[start Records provided]
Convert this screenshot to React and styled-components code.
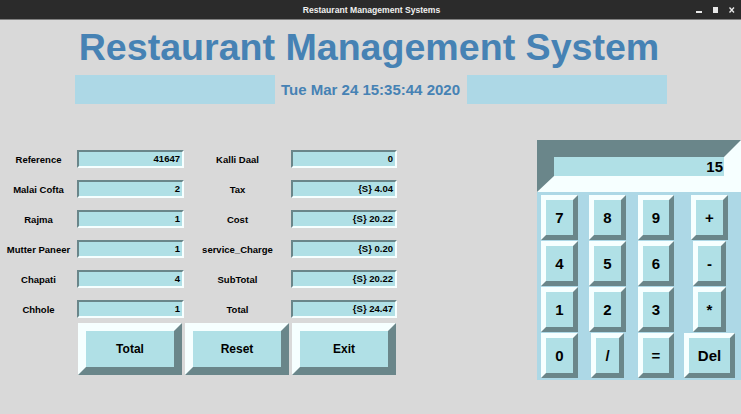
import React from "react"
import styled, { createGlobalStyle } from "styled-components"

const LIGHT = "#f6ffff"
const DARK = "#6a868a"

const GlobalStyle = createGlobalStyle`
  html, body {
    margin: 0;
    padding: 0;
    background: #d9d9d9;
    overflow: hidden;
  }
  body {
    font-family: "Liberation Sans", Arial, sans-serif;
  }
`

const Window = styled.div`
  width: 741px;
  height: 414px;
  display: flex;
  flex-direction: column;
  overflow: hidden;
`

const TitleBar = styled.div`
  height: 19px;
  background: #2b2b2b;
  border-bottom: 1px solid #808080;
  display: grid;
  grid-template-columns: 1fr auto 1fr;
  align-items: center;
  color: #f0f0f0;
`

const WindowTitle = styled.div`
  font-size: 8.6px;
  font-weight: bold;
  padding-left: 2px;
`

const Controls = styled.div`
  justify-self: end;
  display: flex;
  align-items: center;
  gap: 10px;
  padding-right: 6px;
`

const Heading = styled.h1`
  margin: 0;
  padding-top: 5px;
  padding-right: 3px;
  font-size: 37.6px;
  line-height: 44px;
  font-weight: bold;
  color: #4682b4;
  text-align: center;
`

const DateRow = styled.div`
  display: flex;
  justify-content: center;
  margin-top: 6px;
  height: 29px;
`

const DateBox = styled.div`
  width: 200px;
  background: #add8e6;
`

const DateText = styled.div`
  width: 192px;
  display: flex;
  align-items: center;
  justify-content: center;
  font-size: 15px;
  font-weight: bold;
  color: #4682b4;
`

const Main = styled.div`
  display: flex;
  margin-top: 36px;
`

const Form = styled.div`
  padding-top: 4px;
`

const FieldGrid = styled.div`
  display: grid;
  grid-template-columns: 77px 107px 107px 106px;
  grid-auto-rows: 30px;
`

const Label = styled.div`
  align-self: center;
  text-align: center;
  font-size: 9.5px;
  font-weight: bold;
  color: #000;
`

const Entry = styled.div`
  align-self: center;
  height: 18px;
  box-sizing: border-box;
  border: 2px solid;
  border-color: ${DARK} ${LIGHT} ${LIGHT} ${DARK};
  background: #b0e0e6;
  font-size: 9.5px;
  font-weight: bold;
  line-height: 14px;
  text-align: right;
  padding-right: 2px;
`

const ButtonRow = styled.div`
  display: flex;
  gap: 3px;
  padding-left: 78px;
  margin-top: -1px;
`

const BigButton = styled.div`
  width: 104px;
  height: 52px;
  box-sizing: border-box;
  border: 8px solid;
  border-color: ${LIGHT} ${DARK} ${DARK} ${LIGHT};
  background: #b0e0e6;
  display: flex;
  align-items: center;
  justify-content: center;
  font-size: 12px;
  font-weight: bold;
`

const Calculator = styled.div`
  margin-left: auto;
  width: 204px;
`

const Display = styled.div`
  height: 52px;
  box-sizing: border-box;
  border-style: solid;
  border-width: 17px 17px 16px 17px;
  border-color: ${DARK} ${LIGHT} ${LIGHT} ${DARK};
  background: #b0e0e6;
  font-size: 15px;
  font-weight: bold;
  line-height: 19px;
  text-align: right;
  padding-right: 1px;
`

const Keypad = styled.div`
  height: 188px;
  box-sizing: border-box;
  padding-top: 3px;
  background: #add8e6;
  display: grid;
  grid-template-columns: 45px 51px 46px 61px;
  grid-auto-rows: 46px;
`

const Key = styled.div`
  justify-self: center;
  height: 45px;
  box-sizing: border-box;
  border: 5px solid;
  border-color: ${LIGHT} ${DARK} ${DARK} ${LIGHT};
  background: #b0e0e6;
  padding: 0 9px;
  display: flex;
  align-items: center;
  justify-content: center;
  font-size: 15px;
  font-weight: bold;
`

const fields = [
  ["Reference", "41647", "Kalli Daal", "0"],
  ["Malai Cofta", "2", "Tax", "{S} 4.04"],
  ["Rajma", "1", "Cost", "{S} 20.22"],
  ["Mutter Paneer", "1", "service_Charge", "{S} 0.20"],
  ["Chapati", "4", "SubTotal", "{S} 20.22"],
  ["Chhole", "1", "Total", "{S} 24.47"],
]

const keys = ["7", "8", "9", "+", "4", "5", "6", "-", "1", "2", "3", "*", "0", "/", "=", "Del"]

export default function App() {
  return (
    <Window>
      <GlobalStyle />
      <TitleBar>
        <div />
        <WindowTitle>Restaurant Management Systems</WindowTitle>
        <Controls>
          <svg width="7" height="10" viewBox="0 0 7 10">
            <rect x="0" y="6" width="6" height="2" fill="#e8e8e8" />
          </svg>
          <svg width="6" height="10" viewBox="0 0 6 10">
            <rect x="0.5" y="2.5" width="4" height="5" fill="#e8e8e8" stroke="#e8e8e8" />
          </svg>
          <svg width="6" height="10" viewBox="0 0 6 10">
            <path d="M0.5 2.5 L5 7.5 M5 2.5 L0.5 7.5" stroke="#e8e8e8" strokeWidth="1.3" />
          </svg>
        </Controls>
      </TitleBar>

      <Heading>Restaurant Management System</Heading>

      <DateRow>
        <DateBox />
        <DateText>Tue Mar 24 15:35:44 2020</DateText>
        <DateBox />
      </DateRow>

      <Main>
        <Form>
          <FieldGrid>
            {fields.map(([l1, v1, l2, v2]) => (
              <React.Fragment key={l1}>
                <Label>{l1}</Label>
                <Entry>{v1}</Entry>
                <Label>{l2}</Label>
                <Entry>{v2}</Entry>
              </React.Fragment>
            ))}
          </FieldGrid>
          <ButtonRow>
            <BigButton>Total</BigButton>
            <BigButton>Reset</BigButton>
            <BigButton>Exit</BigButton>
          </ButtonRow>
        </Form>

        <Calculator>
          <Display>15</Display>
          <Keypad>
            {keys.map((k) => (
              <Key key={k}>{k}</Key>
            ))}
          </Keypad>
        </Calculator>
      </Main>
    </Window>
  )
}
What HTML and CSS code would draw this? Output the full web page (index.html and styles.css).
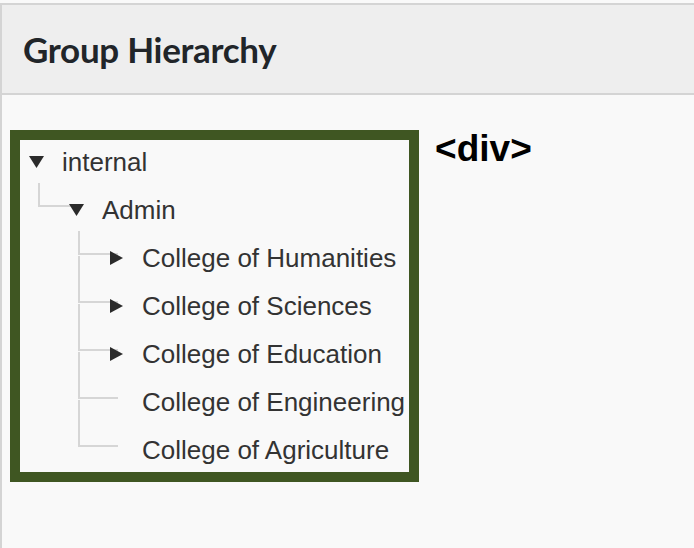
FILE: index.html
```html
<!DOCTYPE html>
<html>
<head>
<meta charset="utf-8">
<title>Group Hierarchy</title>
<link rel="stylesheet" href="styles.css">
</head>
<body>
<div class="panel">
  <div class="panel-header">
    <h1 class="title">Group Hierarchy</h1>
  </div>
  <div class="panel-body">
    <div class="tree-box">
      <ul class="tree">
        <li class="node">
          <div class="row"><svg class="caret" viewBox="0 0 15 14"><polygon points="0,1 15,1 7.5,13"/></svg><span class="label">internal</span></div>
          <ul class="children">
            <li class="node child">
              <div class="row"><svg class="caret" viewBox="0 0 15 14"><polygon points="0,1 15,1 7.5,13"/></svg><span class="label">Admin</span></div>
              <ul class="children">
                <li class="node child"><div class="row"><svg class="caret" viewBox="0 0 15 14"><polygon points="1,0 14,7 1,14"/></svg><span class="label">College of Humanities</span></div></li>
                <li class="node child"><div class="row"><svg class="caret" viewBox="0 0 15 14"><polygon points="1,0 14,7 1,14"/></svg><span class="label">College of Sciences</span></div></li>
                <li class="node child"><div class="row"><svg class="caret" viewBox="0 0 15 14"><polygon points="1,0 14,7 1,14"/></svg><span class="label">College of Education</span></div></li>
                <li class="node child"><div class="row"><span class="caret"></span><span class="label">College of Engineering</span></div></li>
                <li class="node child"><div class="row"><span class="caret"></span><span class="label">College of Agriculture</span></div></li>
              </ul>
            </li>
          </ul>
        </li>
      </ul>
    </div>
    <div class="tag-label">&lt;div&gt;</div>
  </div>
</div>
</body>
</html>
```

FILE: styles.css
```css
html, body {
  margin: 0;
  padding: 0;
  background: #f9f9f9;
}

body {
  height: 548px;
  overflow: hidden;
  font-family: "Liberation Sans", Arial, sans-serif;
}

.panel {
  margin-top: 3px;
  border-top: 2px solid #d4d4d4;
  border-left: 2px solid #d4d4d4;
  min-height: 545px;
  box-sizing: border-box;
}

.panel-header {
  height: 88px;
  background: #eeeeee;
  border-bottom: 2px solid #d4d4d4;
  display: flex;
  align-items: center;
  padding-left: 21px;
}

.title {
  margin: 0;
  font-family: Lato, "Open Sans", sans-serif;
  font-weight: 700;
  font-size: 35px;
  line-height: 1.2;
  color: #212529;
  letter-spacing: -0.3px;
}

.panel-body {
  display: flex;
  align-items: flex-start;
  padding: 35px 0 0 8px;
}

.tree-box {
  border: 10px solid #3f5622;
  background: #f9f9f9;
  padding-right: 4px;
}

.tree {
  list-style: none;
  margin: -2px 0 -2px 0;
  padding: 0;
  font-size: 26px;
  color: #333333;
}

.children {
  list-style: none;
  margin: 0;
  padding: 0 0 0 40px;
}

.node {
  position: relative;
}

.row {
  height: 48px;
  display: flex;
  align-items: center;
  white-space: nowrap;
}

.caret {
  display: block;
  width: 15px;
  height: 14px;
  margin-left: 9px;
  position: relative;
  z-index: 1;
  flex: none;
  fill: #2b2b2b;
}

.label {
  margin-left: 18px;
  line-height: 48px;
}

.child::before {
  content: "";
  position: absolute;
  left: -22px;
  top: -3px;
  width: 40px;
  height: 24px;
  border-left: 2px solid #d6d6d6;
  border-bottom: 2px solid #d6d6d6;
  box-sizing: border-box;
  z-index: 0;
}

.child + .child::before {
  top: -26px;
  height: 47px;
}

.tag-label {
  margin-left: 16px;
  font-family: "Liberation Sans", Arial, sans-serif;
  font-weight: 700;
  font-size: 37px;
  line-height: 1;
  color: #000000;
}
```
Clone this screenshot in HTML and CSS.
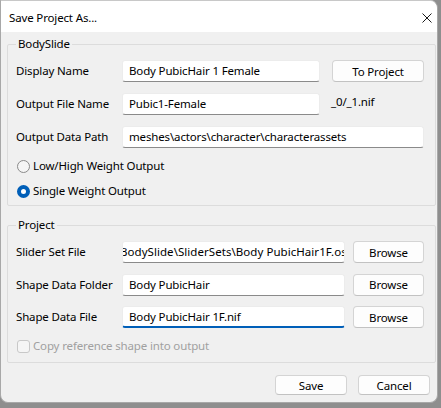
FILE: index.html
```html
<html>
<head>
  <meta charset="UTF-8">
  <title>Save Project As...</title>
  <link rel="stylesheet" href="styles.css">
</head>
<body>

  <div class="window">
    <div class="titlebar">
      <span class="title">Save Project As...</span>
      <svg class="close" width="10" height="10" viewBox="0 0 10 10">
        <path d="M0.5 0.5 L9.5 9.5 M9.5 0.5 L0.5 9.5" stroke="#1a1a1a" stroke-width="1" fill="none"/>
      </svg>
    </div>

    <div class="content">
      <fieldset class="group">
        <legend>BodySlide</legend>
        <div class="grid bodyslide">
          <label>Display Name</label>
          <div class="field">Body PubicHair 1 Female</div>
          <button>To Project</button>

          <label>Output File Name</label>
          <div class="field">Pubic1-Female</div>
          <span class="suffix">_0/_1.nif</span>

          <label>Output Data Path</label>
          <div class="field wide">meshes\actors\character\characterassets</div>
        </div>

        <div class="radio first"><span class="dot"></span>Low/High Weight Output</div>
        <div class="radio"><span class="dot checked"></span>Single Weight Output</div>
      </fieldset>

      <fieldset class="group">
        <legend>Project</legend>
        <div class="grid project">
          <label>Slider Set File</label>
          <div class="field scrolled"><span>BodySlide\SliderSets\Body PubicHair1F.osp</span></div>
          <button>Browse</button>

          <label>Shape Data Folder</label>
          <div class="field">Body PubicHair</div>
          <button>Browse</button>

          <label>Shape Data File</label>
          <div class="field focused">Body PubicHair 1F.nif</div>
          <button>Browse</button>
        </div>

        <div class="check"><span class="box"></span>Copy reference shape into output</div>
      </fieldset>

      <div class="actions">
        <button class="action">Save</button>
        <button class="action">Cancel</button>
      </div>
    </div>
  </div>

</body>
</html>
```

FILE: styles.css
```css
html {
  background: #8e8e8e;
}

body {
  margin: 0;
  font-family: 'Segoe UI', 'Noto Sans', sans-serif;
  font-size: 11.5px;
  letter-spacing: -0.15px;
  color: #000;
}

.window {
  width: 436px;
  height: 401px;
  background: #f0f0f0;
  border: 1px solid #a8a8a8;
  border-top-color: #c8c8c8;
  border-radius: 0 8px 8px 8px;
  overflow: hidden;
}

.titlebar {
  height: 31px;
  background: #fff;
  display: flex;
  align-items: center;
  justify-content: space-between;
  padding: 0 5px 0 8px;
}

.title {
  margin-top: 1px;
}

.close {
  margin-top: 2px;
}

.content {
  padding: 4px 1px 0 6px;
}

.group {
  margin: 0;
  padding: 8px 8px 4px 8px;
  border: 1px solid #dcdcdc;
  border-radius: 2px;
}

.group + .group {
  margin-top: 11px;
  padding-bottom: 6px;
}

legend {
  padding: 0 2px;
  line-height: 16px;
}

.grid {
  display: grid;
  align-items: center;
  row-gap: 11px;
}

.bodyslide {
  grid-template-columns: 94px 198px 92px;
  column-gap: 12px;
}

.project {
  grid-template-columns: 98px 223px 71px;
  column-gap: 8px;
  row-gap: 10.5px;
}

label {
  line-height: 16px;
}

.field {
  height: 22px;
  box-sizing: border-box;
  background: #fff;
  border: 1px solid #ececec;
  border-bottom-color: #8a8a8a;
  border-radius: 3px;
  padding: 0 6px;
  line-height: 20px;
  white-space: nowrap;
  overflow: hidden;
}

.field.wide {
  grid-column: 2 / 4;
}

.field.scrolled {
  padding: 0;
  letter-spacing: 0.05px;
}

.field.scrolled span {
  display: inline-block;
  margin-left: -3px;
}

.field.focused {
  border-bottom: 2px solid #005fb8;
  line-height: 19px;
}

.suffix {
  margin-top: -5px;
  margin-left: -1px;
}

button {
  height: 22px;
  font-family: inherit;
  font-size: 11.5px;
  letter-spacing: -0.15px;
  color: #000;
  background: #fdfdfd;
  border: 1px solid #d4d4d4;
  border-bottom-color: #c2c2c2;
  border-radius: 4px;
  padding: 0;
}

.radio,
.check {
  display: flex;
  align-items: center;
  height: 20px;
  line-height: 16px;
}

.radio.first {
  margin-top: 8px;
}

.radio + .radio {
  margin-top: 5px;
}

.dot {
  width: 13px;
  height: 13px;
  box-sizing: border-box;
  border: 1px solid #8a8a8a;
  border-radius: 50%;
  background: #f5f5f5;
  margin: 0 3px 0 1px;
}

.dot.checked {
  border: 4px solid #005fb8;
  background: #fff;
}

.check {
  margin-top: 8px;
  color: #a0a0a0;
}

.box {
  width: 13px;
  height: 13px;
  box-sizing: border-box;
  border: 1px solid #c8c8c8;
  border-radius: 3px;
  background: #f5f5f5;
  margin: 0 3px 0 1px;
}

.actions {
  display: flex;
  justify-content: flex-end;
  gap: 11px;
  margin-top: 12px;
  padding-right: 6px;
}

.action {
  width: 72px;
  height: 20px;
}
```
[end Records provided]
*What to work on:* Filter the entries and copy out every line with the word "styles".

*The completed task:*
What HTML and CSS code would draw this? Output the full web page (index.html and styles.css).
<link rel="stylesheet" href="styles.css">
FILE: styles.css
  <link rel="stylesheet" href="styles.css">
FILE: styles.css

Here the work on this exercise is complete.